The Prime Minister of the UK wrote to the Society of Indexers at the society’s founding back in freaking 1958.
I can scarcely conceal from you the fact that I am at present somewhat occupied with other matters, so that I cannot say all that comes into my mind and memory on the subject of indexing.
Nice dodge, Mr. Prime Minister.
One of the longest running features of the society’s publication, The Indexer, is its reviews of indexes which are snippets culled from book reviews that pertain to the book’s index.
Finally, the four-page single-level index is a joke. In a book entitled Satan, what possible use is the entry ‘Satan’ with 84 undifferentiated page numbers, or ‘Devil’ with 102, or ‘demon’ with 79, out of a total of 190 text pages? You’d think a scholar would know the importance of a good index.
The reviews of indexes are only a small part of the publication. They also regularly publish articles that meditate on what it means to be an index, defend indexing, and a look at the history of indexing societies.
I really hope the Society of Indexers is actually a front for some creepy Eyes Wide Shut sex cult because the possibility that people have been earnestly compiling and discussing indexes for 54 years is too depressing to contemplate.

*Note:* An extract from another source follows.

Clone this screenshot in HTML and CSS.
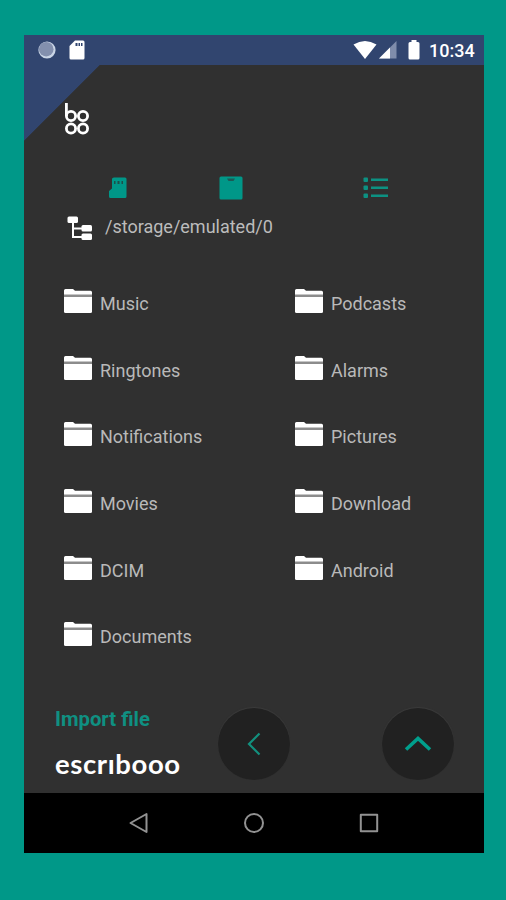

The complete December 2012 issue of The Indexer isn’t available online, but you can buy it for only $17.89. For 52 pages of reviews and discussions of indexes? A bargain.
If everyone buys it and leaves reviews about the index of the book of reviews of indexes, I can review your index reviews and combine them into a review of reviews of reviews of indexes in index form that— HELP PLZ SEND ORIGINAL CONTENT ASAP I’M DYING OF RECURSIVE CURATION ASPHYXIATION.
(via @ftrain)
UPDATE: The Society of Indexers are not a creepy sex cult and are in fact a serious society as is proved by them having a twitter account.
Jason told me to stay away from politics but he never mentioned the partisan kerfuffle I’d encounter by taking a cheeky view of indexes.
For all the fans of indexes, here’s a short story in index form written by J. G. Ballard which was originally published in The Paris Review. (thx mylesnyc)
I’ll go back to engineering with my indices and leave the indexers their indexes.